Dans l’ouvrage « Quel renouveau pour la filière gérontologique ? », Marie-Claire Lacombe, cadre de santé et formatrice, et Ludovic Lavie, consultant, rassemblent les initiatives et expérimentations qui bouleversent aujourd’hui le secteur gérontologique. Leur ambition ? Favoriser le changement pour faire face au « tsunami démographique ».

Pourquoi cet ouvrage ?

Notre objectif est d’aider les professionnels de la filière gérontologique à anticiper les changements indispensables pour faire face au vieillissement massif de la population. Notre ouvrage fait donc le point sur ce qui remue, voire bouleverse une filière qui n’est pas encore structurée comme dans le champ du handicap. Il propose un grand bilan de l’existant en analysant ce qui marche ou ne marche pas afin de voir les points à améliorer. Il veut favoriser le goût d’innover.

Vous insistez sur les « fondamentaux » qui doivent rester au coeur de la prise en charge…

Tous les textes aujourd’hui insistent sur le respect des personnes âgées. Or, quand on intervient en maison de retraite ou à domicile et qu’on doit, tous les jours, faute de temps, sélectionner certains actes au détriment d’autres ou que l’on fait face à des situations complexes sans avoir toujours la formation suffisante, le respect on l’oublie nécessairement. Notre manière de fonctionner aujourd’hui n’est plus respectueuse car on ne prend plus les personnes comme points d’arrivée de nos actes. Des choix s’imposent pour que les personnes âgées puissent vivre jusqu’au bout une vie remplie de sollicitations et de « petits plaisirs ».

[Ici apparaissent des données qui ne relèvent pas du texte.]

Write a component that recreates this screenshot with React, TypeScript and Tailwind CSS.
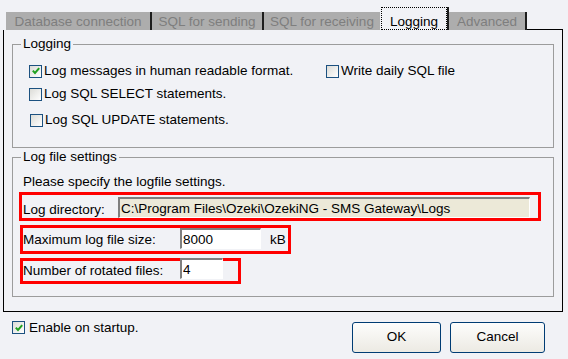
import React from "react";

function Check({ checked }: { checked?: boolean }) {
  return (
    <span className="flex h-[13px] w-[13px] shrink-0 items-center justify-center border border-[#1c5180] bg-linear-to-br from-[#dcdcd7] to-white">
      {checked && (
        <svg width="8" height="8" viewBox="0 0 8 8">
          <path d="M0.8 3.6 L3 6 L7.2 1.2" stroke="#21a121" strokeWidth="2" fill="none" />
        </svg>
      )}
    </span>
  );
}

function Tab({ label, width, edge = true }: { label: string; width: string; edge?: boolean }) {
  return (
    <div
      className={`flex h-[18px] ${width} justify-center bg-[#adadad] pt-[2px] leading-[16px] text-[#7e7e7e] ${
        edge ? "border-r-2 border-[#1e1e1e]" : ""
      }`}
    >
      {label}
    </div>
  );
}

const fieldCls =
  "border-t-2 border-l-2 border-r border-b border-t-[#7f7f7f] border-l-[#7f7f7f] border-r-white border-b-white pl-[1px] text-[13.5px] text-black outline-none";

export default function App() {
  return (
    <div className="h-[359px] w-[568px] overflow-hidden bg-[#f1f2f6] pt-[7px] font-['Liberation_Sans',Arial,sans-serif] text-[13.5px] text-black">
      {/* tabs */}
      <div className="ml-[3px] flex h-[23px] w-[560px] items-end pl-[3px]">
        <Tab label="Database connection" width="w-[146px]" />
        <Tab label="SQL for sending" width="w-[112px]" />
        <Tab label="SQL for receiving" width="w-[116px]" edge={false} />
        <div className="ml-[1px] h-[23px] w-[68px] border-r-2 border-[#1e1e1e]">
          <div className="flex h-full justify-center border border-dotted border-black pt-[6px] leading-[16px]">
            Logging
          </div>
        </div>
        <Tab label="Advanced" width="w-[78px]" />
        <div className="flex-1 self-stretch border-b border-black" />
      </div>

      {/* panel */}
      <div className="ml-[3px] w-[560px] border-x border-b border-black px-[8px] pt-[6px] pb-[14px]">
        <fieldset className="border border-[#9c9c9c] pb-[19px]">
          <legend className="ml-[8px] px-[2px] leading-[16px]">Logging</legend>
          <div className="mt-[11px] flex h-[16px] items-center pl-[16px]">
            <label className="flex w-[297px] items-center gap-[2px]">
              <Check checked />
              Log messages in human readable format.
            </label>
            <label className="flex items-center gap-[2px]">
              <Check />
              Write daily SQL file
            </label>
          </div>
          <div className="mt-[7px] flex h-[16px] items-center gap-[2px] pl-[16px]">
            <Check />
            Log SQL SELECT statements.
          </div>
          <div className="mt-[10px] flex h-[16px] items-center gap-[2px] pl-[17px]">
            <Check />
            Log SQL UPDATE statements.
          </div>
        </fieldset>

        <fieldset className="mt-[1px] border border-[#9c9c9c] pb-[12px]">
          <legend className="ml-[8px] px-[2px] leading-[16px]">Log file settings</legend>
          <div className="mt-[9px] pl-[10px] leading-[16px]">Please specify the logfile settings.</div>

          <div className="mt-[2px] ml-[6px] flex h-[29px] w-[522px] border-[3px] border-[#ff0000]">
            <span className="flex w-[96px] items-end pl-[1px] leading-[16px]">Log directory:</span>
            <input
              readOnly
              value={"C:\\Program Files\\Ozeki\\OzekiNG - SMS Gateway\\Logs"}
              className={`mt-[2px] h-[21px] w-[412px] bg-[#ece9d8] ${fieldCls}`}
            />
          </div>

          <div className="mt-[4px] ml-[7px] flex h-[29px] w-[271px] items-start border-[3px] border-[#ff0000]">
            <span className="w-[157px] self-center leading-[16px]">Maximum log file size:</span>
            <input readOnly value="8000" className={`h-[21px] w-[81px] bg-white ${fieldCls}`} />
            <span className="ml-[9px] self-center leading-[16px]">kB</span>
          </div>

          <div className="mt-[4px] ml-[7px] flex h-[26px] w-[221px] items-start border-[3px] border-[#ff0000]">
            <span className="w-[157px] self-center leading-[16px]">Number of rotated files:</span>
            <input readOnly value="4" className={`mt-[-3px] h-[21px] w-[43px] bg-white ${fieldCls}`} />
          </div>
        </fieldset>
      </div>

      {/* footer */}
      <div className="mt-[9px] flex items-start">
        <label className="ml-[12px] flex h-[13px] items-center gap-[4px] leading-[16px]">
          <Check checked />
          Enable on startup.
        </label>
        <div className="mt-[1px] mr-[23px] ml-auto flex gap-[9px]">
          <button className="h-[31px] w-[89px] rounded-[3px] border border-[#003c74] bg-linear-to-b from-[#fdfdfc] to-[#eceae3]">
            OK
          </button>
          <button className="h-[31px] w-[95px] rounded-[3px] border border-[#003c74] bg-linear-to-b from-[#fdfdfc] to-[#eceae3]">
            Cancel
          </button>
        </div>
      </div>
    </div>
  );
}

Vous voulez sortir de la logique domicile/établissement…
Il est possible en effet de concevoir des parcours plus souples que la seule alternative domicile-établissement et de redonner une utilité aux personnes âgées. Les initiatives ne manquent pas et notre ouvrage vise à les faire connaître. Par exemple, la mutualité d’Auvergne a imaginé de faire travailler le personnel des EHPAD auprès des personnes âgées à domicile à partir d’une évaluation de leurs besoins. On peut multiplier les exemples à l’initiative d’élus, de citoyens, d’associations ou de bailleurs. Si l’on pouvait les reproduire partout, on pourrait structurer une filière gérontologique, c’est-à-dire que toute personne âgée, quel que soit son lieu d’habitation, pourrait avoir une réponse correspondant à ses besoins du moment, que ce soit à domicile ou en établissement.

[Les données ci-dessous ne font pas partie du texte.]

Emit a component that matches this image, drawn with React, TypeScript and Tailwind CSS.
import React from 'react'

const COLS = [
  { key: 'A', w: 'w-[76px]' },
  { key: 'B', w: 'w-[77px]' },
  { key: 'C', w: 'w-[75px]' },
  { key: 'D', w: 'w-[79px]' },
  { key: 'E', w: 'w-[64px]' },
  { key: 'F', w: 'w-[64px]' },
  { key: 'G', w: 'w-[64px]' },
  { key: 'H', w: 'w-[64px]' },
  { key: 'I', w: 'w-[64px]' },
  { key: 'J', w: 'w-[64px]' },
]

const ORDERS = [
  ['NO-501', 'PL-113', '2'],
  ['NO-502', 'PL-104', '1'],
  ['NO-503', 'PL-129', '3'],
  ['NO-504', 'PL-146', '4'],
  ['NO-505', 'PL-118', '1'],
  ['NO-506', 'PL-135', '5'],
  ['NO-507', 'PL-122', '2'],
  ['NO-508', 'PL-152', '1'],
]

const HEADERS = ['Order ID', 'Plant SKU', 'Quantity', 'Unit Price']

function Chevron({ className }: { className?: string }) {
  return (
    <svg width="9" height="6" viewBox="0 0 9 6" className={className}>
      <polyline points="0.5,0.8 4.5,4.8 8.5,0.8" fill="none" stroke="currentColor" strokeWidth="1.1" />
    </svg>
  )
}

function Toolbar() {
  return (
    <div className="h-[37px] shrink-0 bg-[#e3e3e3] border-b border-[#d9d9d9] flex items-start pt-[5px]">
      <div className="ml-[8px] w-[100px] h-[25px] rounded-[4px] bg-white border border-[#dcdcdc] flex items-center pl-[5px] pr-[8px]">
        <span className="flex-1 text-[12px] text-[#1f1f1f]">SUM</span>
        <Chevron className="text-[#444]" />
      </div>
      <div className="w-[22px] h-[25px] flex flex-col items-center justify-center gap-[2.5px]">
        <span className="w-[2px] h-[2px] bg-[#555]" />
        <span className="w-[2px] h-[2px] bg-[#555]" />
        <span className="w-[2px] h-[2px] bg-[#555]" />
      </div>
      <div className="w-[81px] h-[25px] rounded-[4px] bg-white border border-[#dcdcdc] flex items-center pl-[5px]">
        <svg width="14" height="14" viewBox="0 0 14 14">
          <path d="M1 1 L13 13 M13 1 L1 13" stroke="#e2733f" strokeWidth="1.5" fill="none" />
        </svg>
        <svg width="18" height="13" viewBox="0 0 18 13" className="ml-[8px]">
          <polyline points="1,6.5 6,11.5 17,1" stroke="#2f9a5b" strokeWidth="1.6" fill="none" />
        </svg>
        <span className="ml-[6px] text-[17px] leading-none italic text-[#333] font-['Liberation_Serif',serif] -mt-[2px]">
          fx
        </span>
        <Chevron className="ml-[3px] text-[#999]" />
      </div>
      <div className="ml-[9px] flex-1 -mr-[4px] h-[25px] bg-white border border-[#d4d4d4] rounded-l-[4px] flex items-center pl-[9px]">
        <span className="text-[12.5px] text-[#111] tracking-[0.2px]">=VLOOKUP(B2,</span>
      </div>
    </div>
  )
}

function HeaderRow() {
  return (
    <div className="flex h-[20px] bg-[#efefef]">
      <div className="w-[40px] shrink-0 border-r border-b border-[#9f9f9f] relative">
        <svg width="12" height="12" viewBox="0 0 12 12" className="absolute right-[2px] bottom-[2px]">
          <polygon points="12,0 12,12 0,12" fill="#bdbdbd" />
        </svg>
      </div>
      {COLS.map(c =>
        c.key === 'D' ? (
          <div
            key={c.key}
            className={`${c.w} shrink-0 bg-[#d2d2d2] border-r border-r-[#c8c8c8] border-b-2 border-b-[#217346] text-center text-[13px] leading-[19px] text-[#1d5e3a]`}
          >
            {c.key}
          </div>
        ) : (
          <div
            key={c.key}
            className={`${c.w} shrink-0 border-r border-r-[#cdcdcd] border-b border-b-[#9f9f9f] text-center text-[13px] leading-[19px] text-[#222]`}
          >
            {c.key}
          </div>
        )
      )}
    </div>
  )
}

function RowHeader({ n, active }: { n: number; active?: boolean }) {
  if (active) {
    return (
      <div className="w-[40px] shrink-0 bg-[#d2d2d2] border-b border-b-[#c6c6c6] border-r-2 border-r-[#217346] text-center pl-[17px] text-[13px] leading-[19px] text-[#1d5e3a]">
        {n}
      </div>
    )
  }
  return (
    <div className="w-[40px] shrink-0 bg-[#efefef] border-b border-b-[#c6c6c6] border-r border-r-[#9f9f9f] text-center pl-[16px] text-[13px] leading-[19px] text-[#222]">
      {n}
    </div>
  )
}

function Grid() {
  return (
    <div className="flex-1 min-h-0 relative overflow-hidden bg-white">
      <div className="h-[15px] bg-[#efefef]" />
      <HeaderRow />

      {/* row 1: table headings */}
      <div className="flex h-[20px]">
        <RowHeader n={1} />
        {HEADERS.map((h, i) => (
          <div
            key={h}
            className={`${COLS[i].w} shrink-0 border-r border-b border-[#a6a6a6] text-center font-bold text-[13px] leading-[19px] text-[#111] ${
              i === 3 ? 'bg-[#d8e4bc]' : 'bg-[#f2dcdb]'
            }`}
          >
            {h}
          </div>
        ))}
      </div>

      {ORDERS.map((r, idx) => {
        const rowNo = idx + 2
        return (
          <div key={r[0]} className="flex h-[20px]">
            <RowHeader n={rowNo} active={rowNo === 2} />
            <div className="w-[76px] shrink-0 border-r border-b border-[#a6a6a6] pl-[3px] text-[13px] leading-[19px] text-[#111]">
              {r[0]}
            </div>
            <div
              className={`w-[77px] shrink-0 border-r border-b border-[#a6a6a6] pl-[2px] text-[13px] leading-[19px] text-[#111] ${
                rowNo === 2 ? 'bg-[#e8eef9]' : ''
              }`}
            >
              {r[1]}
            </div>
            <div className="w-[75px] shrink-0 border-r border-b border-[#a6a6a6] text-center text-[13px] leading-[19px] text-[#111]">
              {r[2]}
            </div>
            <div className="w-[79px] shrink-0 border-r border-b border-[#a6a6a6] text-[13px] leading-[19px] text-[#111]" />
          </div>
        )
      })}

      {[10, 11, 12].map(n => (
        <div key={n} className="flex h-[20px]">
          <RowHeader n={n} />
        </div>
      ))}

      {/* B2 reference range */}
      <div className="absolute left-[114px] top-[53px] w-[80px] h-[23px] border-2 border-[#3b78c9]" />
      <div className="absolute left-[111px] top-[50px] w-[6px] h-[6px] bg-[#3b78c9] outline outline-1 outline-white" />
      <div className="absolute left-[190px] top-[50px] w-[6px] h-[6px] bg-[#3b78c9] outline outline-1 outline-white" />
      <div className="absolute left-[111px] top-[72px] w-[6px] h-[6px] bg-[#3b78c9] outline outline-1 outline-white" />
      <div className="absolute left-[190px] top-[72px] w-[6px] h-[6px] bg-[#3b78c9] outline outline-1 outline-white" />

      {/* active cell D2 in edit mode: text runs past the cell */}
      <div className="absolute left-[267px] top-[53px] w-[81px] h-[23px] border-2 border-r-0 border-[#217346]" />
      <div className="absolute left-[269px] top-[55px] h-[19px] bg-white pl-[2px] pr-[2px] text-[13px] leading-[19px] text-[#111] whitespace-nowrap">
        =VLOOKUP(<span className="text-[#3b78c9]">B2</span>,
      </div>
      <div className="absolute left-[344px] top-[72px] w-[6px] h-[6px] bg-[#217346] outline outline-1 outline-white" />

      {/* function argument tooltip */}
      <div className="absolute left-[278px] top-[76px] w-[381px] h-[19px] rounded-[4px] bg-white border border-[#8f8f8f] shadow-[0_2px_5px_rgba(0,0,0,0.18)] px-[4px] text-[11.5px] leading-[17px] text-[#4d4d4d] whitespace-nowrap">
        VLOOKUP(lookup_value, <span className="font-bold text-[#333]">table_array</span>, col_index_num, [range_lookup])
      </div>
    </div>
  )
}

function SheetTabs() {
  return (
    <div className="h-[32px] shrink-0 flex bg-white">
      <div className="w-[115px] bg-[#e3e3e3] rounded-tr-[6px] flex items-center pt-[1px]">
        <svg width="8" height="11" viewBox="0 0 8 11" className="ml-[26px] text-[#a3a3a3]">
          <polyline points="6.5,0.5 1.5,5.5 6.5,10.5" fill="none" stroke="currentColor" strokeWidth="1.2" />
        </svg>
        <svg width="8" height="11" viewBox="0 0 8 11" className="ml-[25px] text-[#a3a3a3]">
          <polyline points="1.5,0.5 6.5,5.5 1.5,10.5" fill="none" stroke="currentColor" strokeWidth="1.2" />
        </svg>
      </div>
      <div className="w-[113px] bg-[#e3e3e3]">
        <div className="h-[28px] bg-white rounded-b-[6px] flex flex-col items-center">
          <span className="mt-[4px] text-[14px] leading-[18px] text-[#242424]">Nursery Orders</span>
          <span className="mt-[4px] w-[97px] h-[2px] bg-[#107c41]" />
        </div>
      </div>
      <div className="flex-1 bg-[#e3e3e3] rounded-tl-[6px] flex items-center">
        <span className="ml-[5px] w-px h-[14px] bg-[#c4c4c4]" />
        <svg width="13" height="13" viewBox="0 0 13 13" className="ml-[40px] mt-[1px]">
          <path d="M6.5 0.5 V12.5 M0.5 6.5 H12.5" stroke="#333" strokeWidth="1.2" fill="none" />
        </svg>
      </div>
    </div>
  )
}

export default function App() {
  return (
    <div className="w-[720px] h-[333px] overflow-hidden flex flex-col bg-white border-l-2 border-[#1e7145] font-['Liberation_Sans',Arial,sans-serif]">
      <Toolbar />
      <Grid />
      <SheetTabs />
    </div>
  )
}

Vous défendez aussi l’idée d’appliquer la logique de parcours « zéro sans solution »…
La notion de parcours « zéro sans solution » issue du handicap devrait en effet pouvoir s’appliquer aux personnes âgées. Or dans ce secteur, il n’y a pas l’équivalent de la Maison départementale du handicap qui permet d’avoir un acteur unique sur un territoire, qui établit un diagnostic et fait une offre de services en tenant compte des besoins de la personne. Certes, des professionnels posent des diagnostics mais uniquement pour leur service. Du coup, les personnes ne savent pas à qui s’adresser. Et beaucoup de dispositifs, faute de coordination, sont sous-utilisés, comme par exemple l’accueil familial.

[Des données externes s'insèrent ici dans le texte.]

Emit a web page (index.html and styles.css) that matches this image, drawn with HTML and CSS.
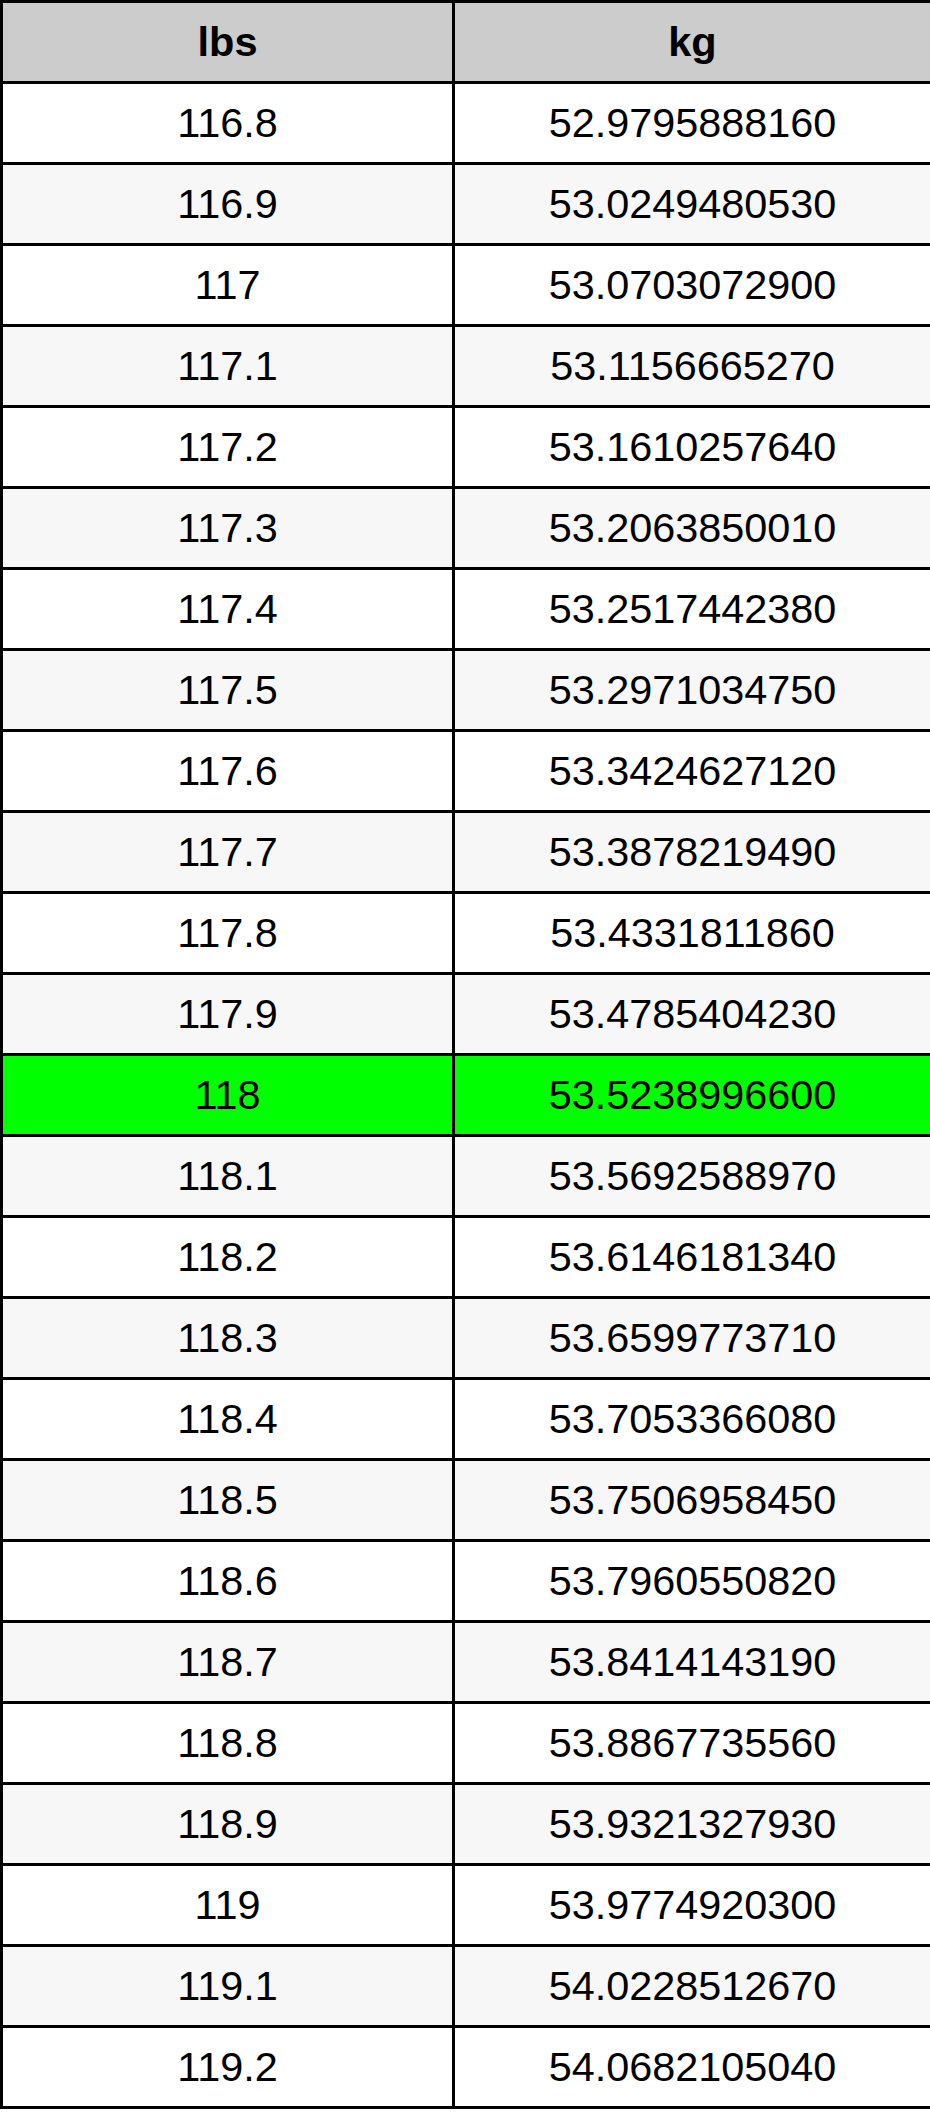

Le gouvernement avait lancé fin 2018 une vaste consultation citoyenne afin de préparer une loi « Grand âge » en 2019. Or les choses tardent…
Une loi devait être votée en octobre, puis en janvier et maintenant il faudra sans doute attendre après les élections municipales. C’est la vie politique. Ce qu’il y a toutefois d’encourageant, c’est qu’on est vraiment cette fois-ci, à la suite du rapport Libault issu de la consultation, dans la perspective d’inscrire la dépendance comme un cinquième risque financé par la protection sociale. Cela permettrait de répondre aux enjeux économiques et notamment de faire de la prévention à domicile. Quand je vois l’imagination dont font preuve les professionnels malgré les conditions difficiles, je me dis qu’on peut vraiment compter sur eux. Il faut maintenant une décision politique mais aussi que l’encadrement joue son rôle.

Propos recueillis par Isabelle Sarazin.